### WRITTEN PROBLEM
Lines holding the string "index" are the ones to copy; find them all in the data.

>> begin DATA BLOCK

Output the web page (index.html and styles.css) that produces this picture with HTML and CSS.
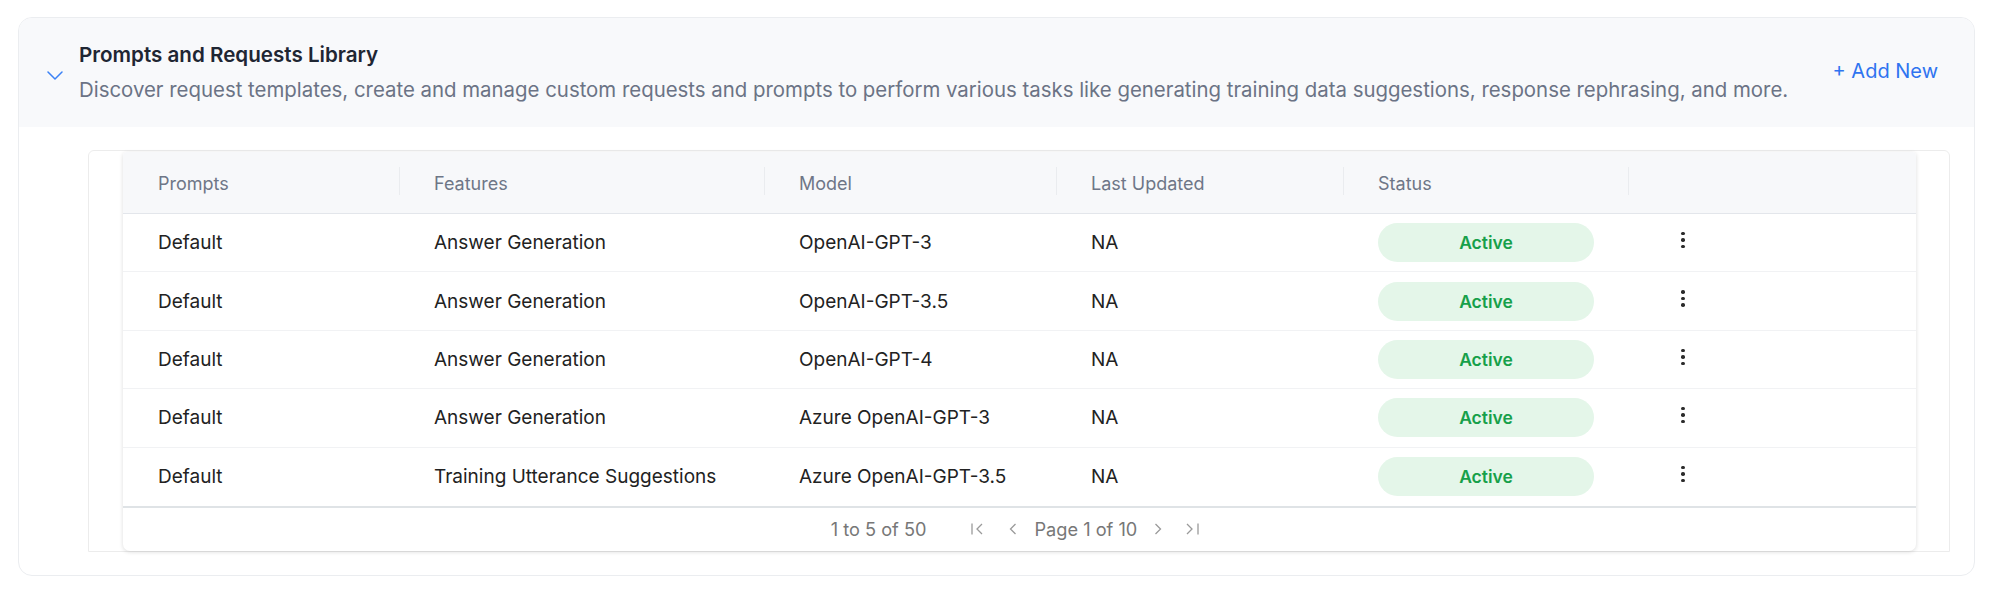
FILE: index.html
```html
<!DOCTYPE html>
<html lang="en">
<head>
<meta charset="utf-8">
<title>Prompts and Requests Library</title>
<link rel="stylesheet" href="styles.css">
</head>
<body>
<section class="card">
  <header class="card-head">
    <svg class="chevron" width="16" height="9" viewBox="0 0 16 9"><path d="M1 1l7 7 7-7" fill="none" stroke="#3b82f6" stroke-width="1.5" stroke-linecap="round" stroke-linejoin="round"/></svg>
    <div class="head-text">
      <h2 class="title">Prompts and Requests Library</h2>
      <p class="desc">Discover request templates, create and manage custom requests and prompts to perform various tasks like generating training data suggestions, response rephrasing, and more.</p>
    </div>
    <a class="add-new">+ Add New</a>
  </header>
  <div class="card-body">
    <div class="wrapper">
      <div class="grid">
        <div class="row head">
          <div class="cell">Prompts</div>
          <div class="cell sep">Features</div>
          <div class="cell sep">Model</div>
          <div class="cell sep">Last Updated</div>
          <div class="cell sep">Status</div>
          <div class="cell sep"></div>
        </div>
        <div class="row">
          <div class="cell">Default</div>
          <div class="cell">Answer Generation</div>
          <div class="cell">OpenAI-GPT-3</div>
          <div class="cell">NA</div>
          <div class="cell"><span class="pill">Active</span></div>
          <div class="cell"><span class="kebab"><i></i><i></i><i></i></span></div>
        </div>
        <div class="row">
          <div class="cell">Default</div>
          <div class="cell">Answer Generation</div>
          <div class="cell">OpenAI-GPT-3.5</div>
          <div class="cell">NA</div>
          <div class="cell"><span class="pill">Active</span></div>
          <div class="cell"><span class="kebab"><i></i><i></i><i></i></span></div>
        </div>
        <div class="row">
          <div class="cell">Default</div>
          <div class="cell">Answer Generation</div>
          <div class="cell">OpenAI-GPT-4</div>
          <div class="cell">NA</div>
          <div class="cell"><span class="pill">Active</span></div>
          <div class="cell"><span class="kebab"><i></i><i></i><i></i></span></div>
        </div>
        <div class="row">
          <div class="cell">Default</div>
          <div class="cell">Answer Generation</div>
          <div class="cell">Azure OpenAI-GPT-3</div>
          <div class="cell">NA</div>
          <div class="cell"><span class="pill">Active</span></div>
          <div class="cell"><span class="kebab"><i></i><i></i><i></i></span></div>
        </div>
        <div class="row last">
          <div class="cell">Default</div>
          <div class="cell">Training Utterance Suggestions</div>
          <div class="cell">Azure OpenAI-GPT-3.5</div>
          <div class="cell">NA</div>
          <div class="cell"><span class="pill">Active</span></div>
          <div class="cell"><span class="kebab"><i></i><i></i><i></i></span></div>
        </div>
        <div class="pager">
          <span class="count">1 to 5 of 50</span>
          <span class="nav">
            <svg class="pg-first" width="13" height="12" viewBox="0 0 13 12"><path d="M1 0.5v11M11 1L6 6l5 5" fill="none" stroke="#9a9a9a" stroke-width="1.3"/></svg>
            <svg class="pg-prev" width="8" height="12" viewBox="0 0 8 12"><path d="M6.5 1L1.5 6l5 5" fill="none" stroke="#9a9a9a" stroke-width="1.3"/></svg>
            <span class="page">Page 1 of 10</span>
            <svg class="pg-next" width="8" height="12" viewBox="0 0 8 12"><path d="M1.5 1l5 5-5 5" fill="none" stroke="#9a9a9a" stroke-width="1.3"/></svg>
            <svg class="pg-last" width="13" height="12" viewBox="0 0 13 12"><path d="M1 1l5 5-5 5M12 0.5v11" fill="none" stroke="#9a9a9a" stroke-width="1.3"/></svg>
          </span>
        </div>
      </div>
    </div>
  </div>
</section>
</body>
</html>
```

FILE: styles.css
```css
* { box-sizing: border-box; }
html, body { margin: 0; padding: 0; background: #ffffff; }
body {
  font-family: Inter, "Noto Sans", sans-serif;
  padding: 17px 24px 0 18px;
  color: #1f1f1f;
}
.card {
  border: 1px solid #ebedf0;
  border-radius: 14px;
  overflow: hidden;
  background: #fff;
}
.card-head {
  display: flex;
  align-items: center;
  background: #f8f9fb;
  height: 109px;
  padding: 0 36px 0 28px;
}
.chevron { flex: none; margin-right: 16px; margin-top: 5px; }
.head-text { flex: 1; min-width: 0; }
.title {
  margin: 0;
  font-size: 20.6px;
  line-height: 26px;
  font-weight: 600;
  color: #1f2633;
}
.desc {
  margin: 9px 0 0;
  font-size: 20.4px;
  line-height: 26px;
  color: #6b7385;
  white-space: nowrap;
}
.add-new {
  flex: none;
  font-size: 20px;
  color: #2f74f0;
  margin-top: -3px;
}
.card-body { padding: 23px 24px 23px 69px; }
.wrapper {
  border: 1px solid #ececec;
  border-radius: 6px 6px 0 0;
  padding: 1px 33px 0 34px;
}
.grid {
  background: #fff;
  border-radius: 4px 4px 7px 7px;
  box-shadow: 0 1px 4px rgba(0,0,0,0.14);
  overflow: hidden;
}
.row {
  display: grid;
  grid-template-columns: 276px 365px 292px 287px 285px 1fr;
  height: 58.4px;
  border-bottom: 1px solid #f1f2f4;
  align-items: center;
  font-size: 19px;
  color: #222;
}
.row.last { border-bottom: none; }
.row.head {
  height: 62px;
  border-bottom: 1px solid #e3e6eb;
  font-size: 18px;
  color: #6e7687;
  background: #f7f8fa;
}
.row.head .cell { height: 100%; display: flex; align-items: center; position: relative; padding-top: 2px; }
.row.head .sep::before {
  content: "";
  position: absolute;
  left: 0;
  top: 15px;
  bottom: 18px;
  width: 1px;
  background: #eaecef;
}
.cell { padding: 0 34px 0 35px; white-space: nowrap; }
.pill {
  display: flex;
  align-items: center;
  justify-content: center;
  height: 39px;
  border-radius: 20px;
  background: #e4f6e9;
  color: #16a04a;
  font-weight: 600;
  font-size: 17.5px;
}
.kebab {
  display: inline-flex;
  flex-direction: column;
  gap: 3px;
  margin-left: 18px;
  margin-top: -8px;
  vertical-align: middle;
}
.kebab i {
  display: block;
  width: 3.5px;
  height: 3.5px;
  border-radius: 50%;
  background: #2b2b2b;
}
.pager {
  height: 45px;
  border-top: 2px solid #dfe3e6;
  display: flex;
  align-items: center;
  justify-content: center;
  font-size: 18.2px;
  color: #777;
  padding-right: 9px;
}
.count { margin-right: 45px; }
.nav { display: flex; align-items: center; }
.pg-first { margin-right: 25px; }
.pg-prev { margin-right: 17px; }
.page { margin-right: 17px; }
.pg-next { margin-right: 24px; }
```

>> end DATA BLOCK

### IN RESPONSE
Output the web page (index.html and styles.css) that produces this picture with HTML and CSS.
FILE: index.html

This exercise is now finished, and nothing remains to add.